Information provided —
————————

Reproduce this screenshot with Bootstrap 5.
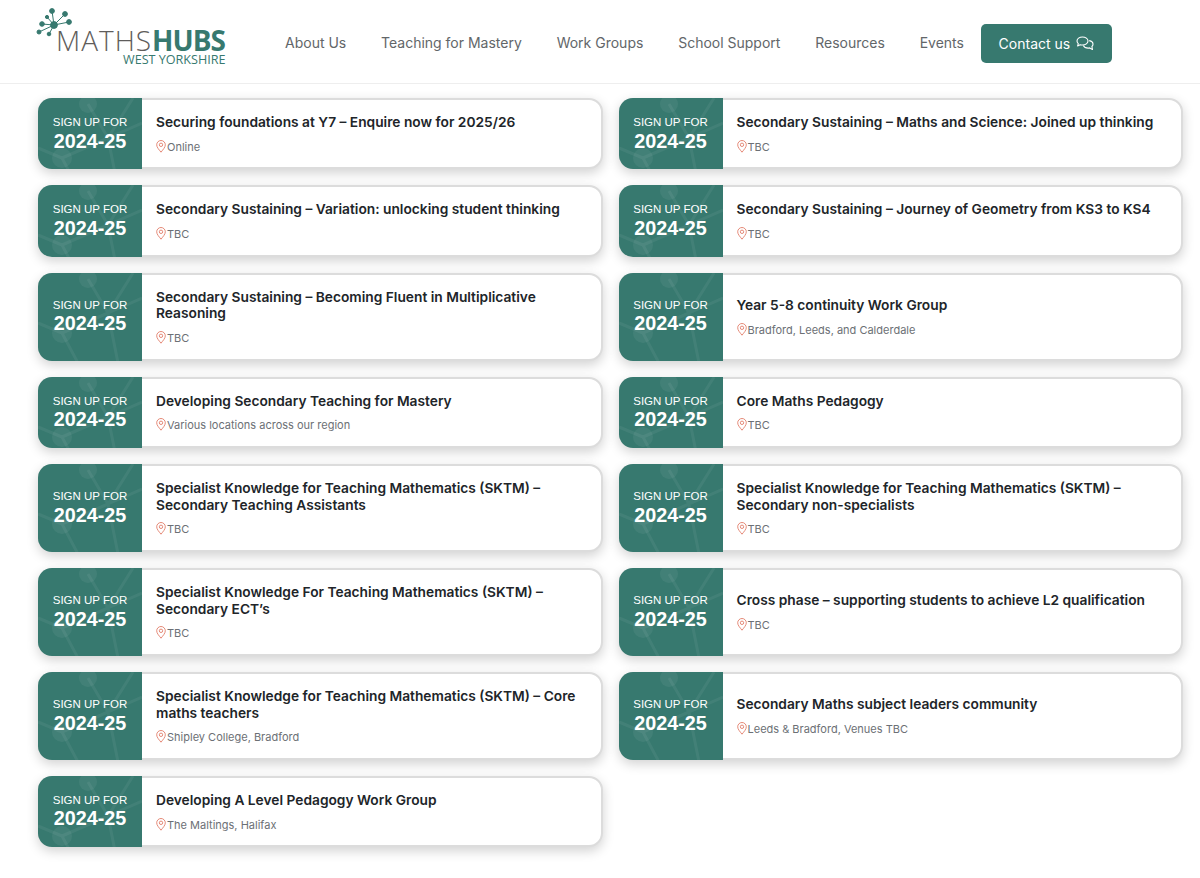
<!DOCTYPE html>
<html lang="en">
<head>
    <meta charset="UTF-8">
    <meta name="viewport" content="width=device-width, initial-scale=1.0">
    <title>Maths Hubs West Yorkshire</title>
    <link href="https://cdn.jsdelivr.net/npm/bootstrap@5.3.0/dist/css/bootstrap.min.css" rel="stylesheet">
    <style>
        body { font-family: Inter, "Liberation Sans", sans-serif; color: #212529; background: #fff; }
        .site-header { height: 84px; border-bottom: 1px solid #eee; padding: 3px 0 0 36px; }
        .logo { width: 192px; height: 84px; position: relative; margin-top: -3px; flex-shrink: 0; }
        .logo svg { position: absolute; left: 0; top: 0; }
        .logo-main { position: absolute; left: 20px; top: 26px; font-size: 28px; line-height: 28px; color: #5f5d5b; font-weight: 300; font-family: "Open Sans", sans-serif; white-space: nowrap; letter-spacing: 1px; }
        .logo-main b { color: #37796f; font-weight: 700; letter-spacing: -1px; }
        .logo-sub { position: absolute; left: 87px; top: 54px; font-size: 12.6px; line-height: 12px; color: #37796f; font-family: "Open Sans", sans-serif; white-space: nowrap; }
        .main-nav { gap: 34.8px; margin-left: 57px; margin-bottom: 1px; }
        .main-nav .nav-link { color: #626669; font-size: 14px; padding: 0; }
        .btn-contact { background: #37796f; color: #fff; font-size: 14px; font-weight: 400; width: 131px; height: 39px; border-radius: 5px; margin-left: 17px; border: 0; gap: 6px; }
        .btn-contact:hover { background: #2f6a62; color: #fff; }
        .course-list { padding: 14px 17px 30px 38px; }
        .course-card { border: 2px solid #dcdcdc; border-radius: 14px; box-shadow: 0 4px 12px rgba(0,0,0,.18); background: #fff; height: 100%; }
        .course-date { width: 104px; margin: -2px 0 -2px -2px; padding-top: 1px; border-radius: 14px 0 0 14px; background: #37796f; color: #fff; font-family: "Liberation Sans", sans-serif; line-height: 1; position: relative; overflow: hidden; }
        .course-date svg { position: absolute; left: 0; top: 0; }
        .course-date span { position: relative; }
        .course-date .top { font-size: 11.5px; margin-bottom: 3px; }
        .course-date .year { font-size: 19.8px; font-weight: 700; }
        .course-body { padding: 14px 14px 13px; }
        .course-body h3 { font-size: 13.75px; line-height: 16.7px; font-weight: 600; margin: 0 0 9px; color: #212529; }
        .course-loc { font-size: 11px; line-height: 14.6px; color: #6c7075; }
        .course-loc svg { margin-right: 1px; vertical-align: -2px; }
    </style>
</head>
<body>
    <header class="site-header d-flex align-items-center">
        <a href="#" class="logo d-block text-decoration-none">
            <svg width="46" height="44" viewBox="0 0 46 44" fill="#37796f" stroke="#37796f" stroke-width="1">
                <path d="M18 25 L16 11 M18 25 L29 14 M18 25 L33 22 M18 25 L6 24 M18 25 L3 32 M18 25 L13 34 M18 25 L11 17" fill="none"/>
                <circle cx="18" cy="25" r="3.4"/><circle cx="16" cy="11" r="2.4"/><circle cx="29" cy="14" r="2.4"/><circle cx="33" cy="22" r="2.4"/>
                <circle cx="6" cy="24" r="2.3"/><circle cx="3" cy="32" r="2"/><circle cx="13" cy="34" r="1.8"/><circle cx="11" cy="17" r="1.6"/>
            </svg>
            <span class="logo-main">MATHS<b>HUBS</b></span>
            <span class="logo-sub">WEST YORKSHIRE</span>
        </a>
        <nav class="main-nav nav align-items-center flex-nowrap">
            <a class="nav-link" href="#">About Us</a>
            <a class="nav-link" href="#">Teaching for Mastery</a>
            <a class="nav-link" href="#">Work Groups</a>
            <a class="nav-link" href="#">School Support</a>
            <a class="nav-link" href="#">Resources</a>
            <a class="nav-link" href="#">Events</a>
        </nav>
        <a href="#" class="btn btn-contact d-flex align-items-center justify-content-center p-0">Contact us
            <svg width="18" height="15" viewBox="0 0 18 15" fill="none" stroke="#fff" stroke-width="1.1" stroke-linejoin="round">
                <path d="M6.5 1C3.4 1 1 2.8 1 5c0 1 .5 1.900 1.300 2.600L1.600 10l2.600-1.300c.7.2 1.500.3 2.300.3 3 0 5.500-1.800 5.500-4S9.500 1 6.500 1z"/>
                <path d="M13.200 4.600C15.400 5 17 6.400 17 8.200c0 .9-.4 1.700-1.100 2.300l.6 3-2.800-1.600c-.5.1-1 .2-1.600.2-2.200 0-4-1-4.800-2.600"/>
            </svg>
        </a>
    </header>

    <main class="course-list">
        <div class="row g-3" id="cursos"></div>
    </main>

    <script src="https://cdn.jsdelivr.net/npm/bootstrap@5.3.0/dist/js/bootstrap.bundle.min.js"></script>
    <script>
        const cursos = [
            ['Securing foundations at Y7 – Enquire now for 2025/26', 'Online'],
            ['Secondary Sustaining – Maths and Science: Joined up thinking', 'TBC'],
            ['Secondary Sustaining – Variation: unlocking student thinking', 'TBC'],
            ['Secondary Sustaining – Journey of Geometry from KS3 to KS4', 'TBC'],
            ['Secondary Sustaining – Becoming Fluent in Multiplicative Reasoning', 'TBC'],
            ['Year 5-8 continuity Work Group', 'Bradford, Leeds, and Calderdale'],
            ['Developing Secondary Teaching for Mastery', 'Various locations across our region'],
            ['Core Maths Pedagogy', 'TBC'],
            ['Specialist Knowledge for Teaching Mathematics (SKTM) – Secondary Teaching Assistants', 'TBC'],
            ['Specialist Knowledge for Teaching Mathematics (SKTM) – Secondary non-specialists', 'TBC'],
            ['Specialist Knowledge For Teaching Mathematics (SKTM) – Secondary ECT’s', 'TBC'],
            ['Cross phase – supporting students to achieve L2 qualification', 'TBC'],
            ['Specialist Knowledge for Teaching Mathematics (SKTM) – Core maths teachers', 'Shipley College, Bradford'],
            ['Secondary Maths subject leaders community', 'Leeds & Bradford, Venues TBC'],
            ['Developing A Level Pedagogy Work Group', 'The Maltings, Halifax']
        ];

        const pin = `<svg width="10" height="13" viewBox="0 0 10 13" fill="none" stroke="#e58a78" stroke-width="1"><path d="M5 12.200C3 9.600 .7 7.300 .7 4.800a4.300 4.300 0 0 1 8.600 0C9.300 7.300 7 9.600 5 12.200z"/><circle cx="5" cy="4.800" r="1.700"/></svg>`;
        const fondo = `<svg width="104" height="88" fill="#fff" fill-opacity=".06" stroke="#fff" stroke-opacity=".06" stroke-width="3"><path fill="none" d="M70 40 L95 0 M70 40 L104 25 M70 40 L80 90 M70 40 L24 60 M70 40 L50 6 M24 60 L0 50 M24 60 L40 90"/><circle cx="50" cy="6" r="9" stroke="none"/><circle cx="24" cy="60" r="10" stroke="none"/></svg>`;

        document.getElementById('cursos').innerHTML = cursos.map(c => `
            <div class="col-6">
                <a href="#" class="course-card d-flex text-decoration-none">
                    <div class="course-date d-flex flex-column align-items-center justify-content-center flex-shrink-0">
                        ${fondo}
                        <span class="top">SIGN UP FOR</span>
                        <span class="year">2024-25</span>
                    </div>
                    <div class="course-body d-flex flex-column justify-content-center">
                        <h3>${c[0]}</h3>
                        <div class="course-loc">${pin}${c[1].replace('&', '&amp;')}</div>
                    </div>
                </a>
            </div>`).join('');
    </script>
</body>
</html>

————————

To be done —
Leave out the pictures and output the rest of the material exactly as written.

Worked answer —
Reproduce this screenshot with Bootstrap 5.
<!DOCTYPE html>
<html lang="en">
<head>
    <meta charset="UTF-8">
    <meta name="viewport" content="width=device-width, initial-scale=1.0">
    <title>Maths Hubs West Yorkshire</title>
    <link href="https://cdn.jsdelivr.net/npm/bootstrap@5.3.0/dist/css/bootstrap.min.css" rel="stylesheet">
    <style>
        body { font-family: Inter, "Liberation Sans", sans-serif; color: #212529; background: #fff; }
        .site-header { height: 84px; border-bottom: 1px solid #eee; padding: 3px 0 0 36px; }
        .logo { width: 192px; height: 84px; position: relative; margin-top: -3px; flex-shrink: 0; }
        .logo svg { position: absolute; left: 0; top: 0; }
        .logo-main { position: absolute; left: 20px; top: 26px; font-size: 28px; line-height: 28px; color: #5f5d5b; font-weight: 300; font-family: "Open Sans", sans-serif; white-space: nowrap; letter-spacing: 1px; }
        .logo-main b { color: #37796f; font-weight: 700; letter-spacing: -1px; }
        .logo-sub { position: absolute; left: 87px; top: 54px; font-size: 12.6px; line-height: 12px; color: #37796f; font-family: "Open Sans", sans-serif; white-space: nowrap; }
        .main-nav { gap: 34.8px; margin-left: 57px; margin-bottom: 1px; }
        .main-nav .nav-link { color: #626669; font-size: 14px; padding: 0; }
        .btn-contact { background: #37796f; color: #fff; font-size: 14px; font-weight: 400; width: 131px; height: 39px; border-radius: 5px; margin-left: 17px; border: 0; gap: 6px; }
        .btn-contact:hover { background: #2f6a62; color: #fff; }
        .course-list { padding: 14px 17px 30px 38px; }
        .course-card { border: 2px solid #dcdcdc; border-radius: 14px; box-shadow: 0 4px 12px rgba(0,0,0,.18); background: #fff; height: 100%; }
        .course-date { width: 104px; margin: -2px 0 -2px -2px; padding-top: 1px; border-radius: 14px 0 0 14px; background: #37796f; color: #fff; font-family: "Liberation Sans", sans-serif; line-height: 1; position: relative; overflow: hidden; }
        .course-date svg { position: absolute; left: 0; top: 0; }
        .course-date span { position: relative; }
        .course-date .top { font-size: 11.5px; margin-bottom: 3px; }
        .course-date .year { font-size: 19.8px; font-weight: 700; }
        .course-body { padding: 14px 14px 13px; }
        .course-body h3 { font-size: 13.75px; line-height: 16.7px; font-weight: 600; margin: 0 0 9px; color: #212529; }
        .course-loc { font-size: 11px; line-height: 14.6px; color: #6c7075; }
        .course-loc svg { margin-right: 1px; vertical-align: -2px; }
    </style>
</head>
<body>
    <header class="site-header d-flex align-items-center">
        <a href="#" class="logo d-block text-decoration-none">
            <svg width="46" height="44" viewBox="0 0 46 44" fill="#37796f" stroke="#37796f" stroke-width="1">
                <path d="M18 25 L16 11 M18 25 L29 14 M18 25 L33 22 M18 25 L6 24 M18 25 L3 32 M18 25 L13 34 M18 25 L11 17" fill="none"/>
                <circle cx="18" cy="25" r="3.4"/><circle cx="16" cy="11" r="2.4"/><circle cx="29" cy="14" r="2.4"/><circle cx="33" cy="22" r="2.4"/>
                <circle cx="6" cy="24" r="2.3"/><circle cx="3" cy="32" r="2"/><circle cx="13" cy="34" r="1.8"/><circle cx="11" cy="17" r="1.6"/>
            </svg>
            <span class="logo-main">MATHS<b>HUBS</b></span>
            <span class="logo-sub">WEST YORKSHIRE</span>
        </a>
        <nav class="main-nav nav align-items-center flex-nowrap">
            <a class="nav-link" href="#">About Us</a>
            <a class="nav-link" href="#">Teaching for Mastery</a>
            <a class="nav-link" href="#">Work Groups</a>
            <a class="nav-link" href="#">School Support</a>
            <a class="nav-link" href="#">Resources</a>
            <a class="nav-link" href="#">Events</a>
        </nav>
        <a href="#" class="btn btn-contact d-flex align-items-center justify-content-center p-0">Contact us
            <svg width="18" height="15" viewBox="0 0 18 15" fill="none" stroke="#fff" stroke-width="1.1" stroke-linejoin="round">
                <path d="M6.5 1C3.4 1 1 2.8 1 5c0 1 .5 1.900 1.300 2.600L1.600 10l2.600-1.300c.7.2 1.500.3 2.300.3 3 0 5.500-1.800 5.500-4S9.500 1 6.500 1z"/>
                <path d="M13.200 4.600C15.400 5 17 6.400 17 8.200c0 .9-.4 1.700-1.100 2.300l.6 3-2.800-1.600c-.5.1-1 .2-1.600.2-2.200 0-4-1-4.800-2.600"/>
            </svg>
        </a>
    </header>

    <main class="course-list">
        <div class="row g-3" id="cursos"></div>
    </main>

    <script src="https://cdn.jsdelivr.net/npm/bootstrap@5.3.0/dist/js/bootstrap.bundle.min.js"></script>
    <script>
        const cursos = [
            ['Securing foundations at Y7 – Enquire now for 2025/26', 'Online'],
            ['Secondary Sustaining – Maths and Science: Joined up thinking', 'TBC'],
            ['Secondary Sustaining – Variation: unlocking student thinking', 'TBC'],
            ['Secondary Sustaining – Journey of Geometry from KS3 to KS4', 'TBC'],
            ['Secondary Sustaining – Becoming Fluent in Multiplicative Reasoning', 'TBC'],
            ['Year 5-8 continuity Work Group', 'Bradford, Leeds, and Calderdale'],
            ['Developing Secondary Teaching for Mastery', 'Various locations across our region'],
            ['Core Maths Pedagogy', 'TBC'],
            ['Specialist Knowledge for Teaching Mathematics (SKTM) – Secondary Teaching Assistants', 'TBC'],
            ['Specialist Knowledge for Teaching Mathematics (SKTM) – Secondary non-specialists', 'TBC'],
            ['Specialist Knowledge For Teaching Mathematics (SKTM) – Secondary ECT’s', 'TBC'],
            ['Cross phase – supporting students to achieve L2 qualification', 'TBC'],
            ['Specialist Knowledge for Teaching Mathematics (SKTM) – Core maths teachers', 'Shipley College, Bradford'],
            ['Secondary Maths subject leaders community', 'Leeds & Bradford, Venues TBC'],
            ['Developing A Level Pedagogy Work Group', 'The Maltings, Halifax']
        ];

        const pin = `<svg width="10" height="13" viewBox="0 0 10 13" fill="none" stroke="#e58a78" stroke-width="1"><path d="M5 12.200C3 9.600 .7 7.300 .7 4.800a4.300 4.300 0 0 1 8.600 0C9.300 7.300 7 9.600 5 12.200z"/><circle cx="5" cy="4.800" r="1.700"/></svg>`;
        const fondo = `<svg width="104" height="88" fill="#fff" fill-opacity=".06" stroke="#fff" stroke-opacity=".06" stroke-width="3"><path fill="none" d="M70 40 L95 0 M70 40 L104 25 M70 40 L80 90 M70 40 L24 60 M70 40 L50 6 M24 60 L0 50 M24 60 L40 90"/><circle cx="50" cy="6" r="9" stroke="none"/><circle cx="24" cy="60" r="10" stroke="none"/></svg>`;

        document.getElementById('cursos').innerHTML = cursos.map(c => `
            <div class="col-6">
                <a href="#" class="course-card d-flex text-decoration-none">
                    <div class="course-date d-flex flex-column align-items-center justify-content-center flex-shrink-0">
                        ${fondo}
                        <span class="top">SIGN UP FOR</span>
                        <span class="year">2024-25</span>
                    </div>
                    <div class="course-body d-flex flex-column justify-content-center">
                        <h3>${c[0]}</h3>
                        <div class="course-loc">${pin}${c[1].replace('&', '&amp;')}</div>
                    </div>
                </a>
            </div>`).join('');
    </script>
</body>
</html>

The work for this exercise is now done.